• EXERCISE BRIEF: Produce a word-for-word copy of the listing below without its pictures.

• DATASET CONTENT:
»»

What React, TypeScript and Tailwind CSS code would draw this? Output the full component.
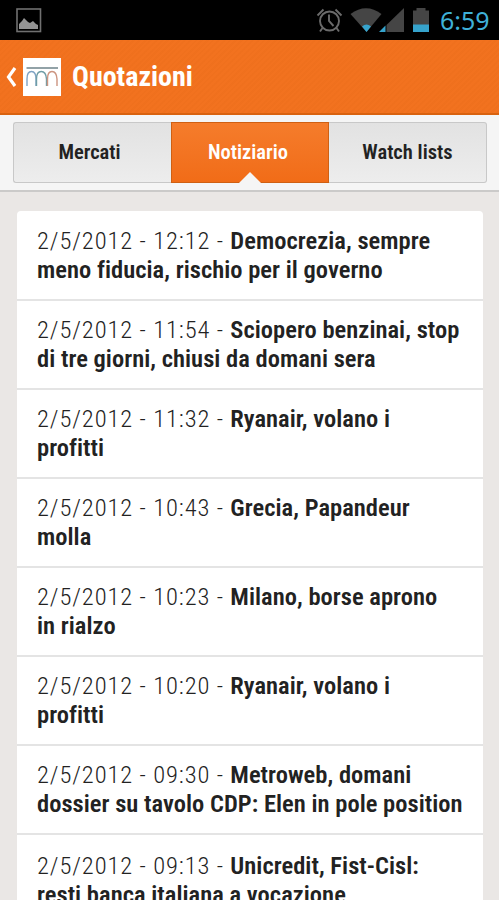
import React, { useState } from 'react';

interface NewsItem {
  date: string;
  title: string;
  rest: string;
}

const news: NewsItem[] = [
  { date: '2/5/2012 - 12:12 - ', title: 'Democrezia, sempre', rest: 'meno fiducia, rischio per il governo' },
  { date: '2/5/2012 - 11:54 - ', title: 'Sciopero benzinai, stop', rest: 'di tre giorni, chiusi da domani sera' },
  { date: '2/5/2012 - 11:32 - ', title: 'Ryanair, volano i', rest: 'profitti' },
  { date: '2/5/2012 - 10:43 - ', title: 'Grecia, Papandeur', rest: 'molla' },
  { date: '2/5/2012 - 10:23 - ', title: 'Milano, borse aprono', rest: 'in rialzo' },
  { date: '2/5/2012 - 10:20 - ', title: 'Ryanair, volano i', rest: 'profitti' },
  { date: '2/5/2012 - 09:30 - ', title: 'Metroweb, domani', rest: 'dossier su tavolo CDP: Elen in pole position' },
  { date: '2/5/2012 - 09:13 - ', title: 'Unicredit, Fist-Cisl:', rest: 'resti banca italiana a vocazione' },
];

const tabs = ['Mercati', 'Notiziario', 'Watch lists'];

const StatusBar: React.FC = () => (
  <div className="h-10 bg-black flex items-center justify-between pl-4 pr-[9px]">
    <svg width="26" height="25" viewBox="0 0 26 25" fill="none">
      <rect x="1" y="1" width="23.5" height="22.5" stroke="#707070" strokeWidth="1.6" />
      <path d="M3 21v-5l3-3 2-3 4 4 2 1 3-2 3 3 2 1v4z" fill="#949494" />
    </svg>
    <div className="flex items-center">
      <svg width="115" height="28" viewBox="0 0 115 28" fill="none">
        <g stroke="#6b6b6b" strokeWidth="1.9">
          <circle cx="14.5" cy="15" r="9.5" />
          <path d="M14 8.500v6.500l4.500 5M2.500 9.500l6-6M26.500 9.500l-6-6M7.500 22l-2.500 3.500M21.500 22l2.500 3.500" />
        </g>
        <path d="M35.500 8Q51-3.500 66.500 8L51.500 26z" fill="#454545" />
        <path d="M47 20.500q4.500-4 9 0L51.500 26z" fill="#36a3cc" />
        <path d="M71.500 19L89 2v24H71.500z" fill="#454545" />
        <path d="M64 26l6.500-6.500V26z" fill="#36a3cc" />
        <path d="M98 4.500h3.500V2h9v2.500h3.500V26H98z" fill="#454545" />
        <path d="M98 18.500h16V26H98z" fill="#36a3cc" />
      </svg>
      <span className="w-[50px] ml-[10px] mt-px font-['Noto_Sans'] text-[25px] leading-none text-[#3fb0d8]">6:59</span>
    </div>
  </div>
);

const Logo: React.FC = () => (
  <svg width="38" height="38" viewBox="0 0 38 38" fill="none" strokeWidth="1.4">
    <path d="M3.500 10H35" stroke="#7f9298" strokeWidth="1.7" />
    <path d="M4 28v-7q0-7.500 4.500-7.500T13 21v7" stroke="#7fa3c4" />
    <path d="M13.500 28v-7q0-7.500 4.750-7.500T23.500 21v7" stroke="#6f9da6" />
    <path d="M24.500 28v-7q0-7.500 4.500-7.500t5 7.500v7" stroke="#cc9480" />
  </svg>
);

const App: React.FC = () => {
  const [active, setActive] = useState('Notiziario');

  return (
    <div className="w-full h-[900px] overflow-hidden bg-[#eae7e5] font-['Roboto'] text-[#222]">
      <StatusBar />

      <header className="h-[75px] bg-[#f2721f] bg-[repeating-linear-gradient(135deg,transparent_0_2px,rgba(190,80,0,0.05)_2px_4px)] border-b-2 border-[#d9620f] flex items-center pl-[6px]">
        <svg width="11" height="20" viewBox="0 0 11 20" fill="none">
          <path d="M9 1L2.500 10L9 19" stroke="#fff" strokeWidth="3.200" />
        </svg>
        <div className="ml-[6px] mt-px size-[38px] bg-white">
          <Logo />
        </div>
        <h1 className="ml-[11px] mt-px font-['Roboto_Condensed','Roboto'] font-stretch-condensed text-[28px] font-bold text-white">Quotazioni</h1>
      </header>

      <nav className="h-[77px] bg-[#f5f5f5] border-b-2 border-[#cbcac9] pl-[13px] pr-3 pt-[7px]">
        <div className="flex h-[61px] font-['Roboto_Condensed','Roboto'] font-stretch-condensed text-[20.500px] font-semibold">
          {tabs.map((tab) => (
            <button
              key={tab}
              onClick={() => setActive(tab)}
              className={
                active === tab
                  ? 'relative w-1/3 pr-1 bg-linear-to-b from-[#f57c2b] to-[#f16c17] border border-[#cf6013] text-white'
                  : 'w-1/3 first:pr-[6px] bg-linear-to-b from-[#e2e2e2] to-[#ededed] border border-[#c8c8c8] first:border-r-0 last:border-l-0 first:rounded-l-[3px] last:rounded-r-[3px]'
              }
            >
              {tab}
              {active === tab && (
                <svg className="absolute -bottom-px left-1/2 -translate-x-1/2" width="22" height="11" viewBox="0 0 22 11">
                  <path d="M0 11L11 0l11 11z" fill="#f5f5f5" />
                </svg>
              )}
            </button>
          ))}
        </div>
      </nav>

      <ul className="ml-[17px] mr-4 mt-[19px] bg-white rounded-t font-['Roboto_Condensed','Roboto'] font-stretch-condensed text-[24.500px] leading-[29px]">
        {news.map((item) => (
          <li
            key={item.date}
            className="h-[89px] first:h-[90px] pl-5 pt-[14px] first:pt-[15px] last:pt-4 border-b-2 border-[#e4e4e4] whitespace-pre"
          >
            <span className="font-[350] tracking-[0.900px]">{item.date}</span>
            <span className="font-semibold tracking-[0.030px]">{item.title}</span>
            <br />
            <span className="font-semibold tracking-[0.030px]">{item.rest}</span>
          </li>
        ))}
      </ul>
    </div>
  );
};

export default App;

««

• WRITTEN RESPONSE:
What React, TypeScript and Tailwind CSS code would draw this? Output the full component.
import React, { useState } from 'react';

interface NewsItem {
  date: string;
  title: string;
  rest: string;
}

const news: NewsItem[] = [
  { date: '2/5/2012 - 12:12 - ', title: 'Democrezia, sempre', rest: 'meno fiducia, rischio per il governo' },
  { date: '2/5/2012 - 11:54 - ', title: 'Sciopero benzinai, stop', rest: 'di tre giorni, chiusi da domani sera' },
  { date: '2/5/2012 - 11:32 - ', title: 'Ryanair, volano i', rest: 'profitti' },
  { date: '2/5/2012 - 10:43 - ', title: 'Grecia, Papandeur', rest: 'molla' },
  { date: '2/5/2012 - 10:23 - ', title: 'Milano, borse aprono', rest: 'in rialzo' },
  { date: '2/5/2012 - 10:20 - ', title: 'Ryanair, volano i', rest: 'profitti' },
  { date: '2/5/2012 - 09:30 - ', title: 'Metroweb, domani', rest: 'dossier su tavolo CDP: Elen in pole position' },
  { date: '2/5/2012 - 09:13 - ', title: 'Unicredit, Fist-Cisl:', rest: 'resti banca italiana a vocazione' },
];

const tabs = ['Mercati', 'Notiziario', 'Watch lists'];

const StatusBar: React.FC = () => (
  <div className="h-10 bg-black flex items-center justify-between pl-4 pr-[9px]">
    <svg width="26" height="25" viewBox="0 0 26 25" fill="none">
      <rect x="1" y="1" width="23.5" height="22.5" stroke="#707070" strokeWidth="1.6" />
      <path d="M3 21v-5l3-3 2-3 4 4 2 1 3-2 3 3 2 1v4z" fill="#949494" />
    </svg>
    <div className="flex items-center">
      <svg width="115" height="28" viewBox="0 0 115 28" fill="none">
        <g stroke="#6b6b6b" strokeWidth="1.9">
          <circle cx="14.5" cy="15" r="9.5" />
          <path d="M14 8.500v6.500l4.500 5M2.500 9.500l6-6M26.500 9.500l-6-6M7.500 22l-2.500 3.500M21.500 22l2.500 3.500" />
        </g>
        <path d="M35.500 8Q51-3.500 66.500 8L51.500 26z" fill="#454545" />
        <path d="M47 20.500q4.500-4 9 0L51.500 26z" fill="#36a3cc" />
        <path d="M71.500 19L89 2v24H71.500z" fill="#454545" />
        <path d="M64 26l6.500-6.500V26z" fill="#36a3cc" />
        <path d="M98 4.500h3.500V2h9v2.500h3.500V26H98z" fill="#454545" />
        <path d="M98 18.500h16V26H98z" fill="#36a3cc" />
      </svg>
      <span className="w-[50px] ml-[10px] mt-px font-['Noto_Sans'] text-[25px] leading-none text-[#3fb0d8]">6:59</span>
    </div>
  </div>
);

const Logo: React.FC = () => (
  <svg width="38" height="38" viewBox="0 0 38 38" fill="none" strokeWidth="1.4">
    <path d="M3.500 10H35" stroke="#7f9298" strokeWidth="1.7" />
    <path d="M4 28v-7q0-7.500 4.500-7.500T13 21v7" stroke="#7fa3c4" />
    <path d="M13.500 28v-7q0-7.500 4.750-7.500T23.500 21v7" stroke="#6f9da6" />
    <path d="M24.500 28v-7q0-7.500 4.500-7.500t5 7.500v7" stroke="#cc9480" />
  </svg>
);

const App: React.FC = () => {
  const [active, setActive] = useState('Notiziario');

  return (
    <div className="w-full h-[900px] overflow-hidden bg-[#eae7e5] font-['Roboto'] text-[#222]">
      <StatusBar />

      <header className="h-[75px] bg-[#f2721f] bg-[repeating-linear-gradient(135deg,transparent_0_2px,rgba(190,80,0,0.05)_2px_4px)] border-b-2 border-[#d9620f] flex items-center pl-[6px]">
        <svg width="11" height="20" viewBox="0 0 11 20" fill="none">
          <path d="M9 1L2.500 10L9 19" stroke="#fff" strokeWidth="3.200" />
        </svg>
        <div className="ml-[6px] mt-px size-[38px] bg-white">
          <Logo />
        </div>
        <h1 className="ml-[11px] mt-px font-['Roboto_Condensed','Roboto'] font-stretch-condensed text-[28px] font-bold text-white">Quotazioni</h1>
      </header>

      <nav className="h-[77px] bg-[#f5f5f5] border-b-2 border-[#cbcac9] pl-[13px] pr-3 pt-[7px]">
        <div className="flex h-[61px] font-['Roboto_Condensed','Roboto'] font-stretch-condensed text-[20.500px] font-semibold">
          {tabs.map((tab) => (
            <button
              key={tab}
              onClick={() => setActive(tab)}
              className={
                active === tab
                  ? 'relative w-1/3 pr-1 bg-linear-to-b from-[#f57c2b] to-[#f16c17] border border-[#cf6013] text-white'
                  : 'w-1/3 first:pr-[6px] bg-linear-to-b from-[#e2e2e2] to-[#ededed] border border-[#c8c8c8] first:border-r-0 last:border-l-0 first:rounded-l-[3px] last:rounded-r-[3px]'
              }
            >
              {tab}
              {active === tab && (
                <svg className="absolute -bottom-px left-1/2 -translate-x-1/2" width="22" height="11" viewBox="0 0 22 11">
                  <path d="M0 11L11 0l11 11z" fill="#f5f5f5" />
                </svg>
              )}
            </button>
          ))}
        </div>
      </nav>

      <ul className="ml-[17px] mr-4 mt-[19px] bg-white rounded-t font-['Roboto_Condensed','Roboto'] font-stretch-condensed text-[24.500px] leading-[29px]">
        {news.map((item) => (
          <li
            key={item.date}
            className="h-[89px] first:h-[90px] pl-5 pt-[14px] first:pt-[15px] last:pt-4 border-b-2 border-[#e4e4e4] whitespace-pre"
          >
            <span className="font-[350] tracking-[0.900px]">{item.date}</span>
            <span className="font-semibold tracking-[0.030px]">{item.title}</span>
            <br />
            <span className="font-semibold tracking-[0.030px]">{item.rest}</span>
          </li>
        ))}
      </ul>
    </div>
  );
};

export default App;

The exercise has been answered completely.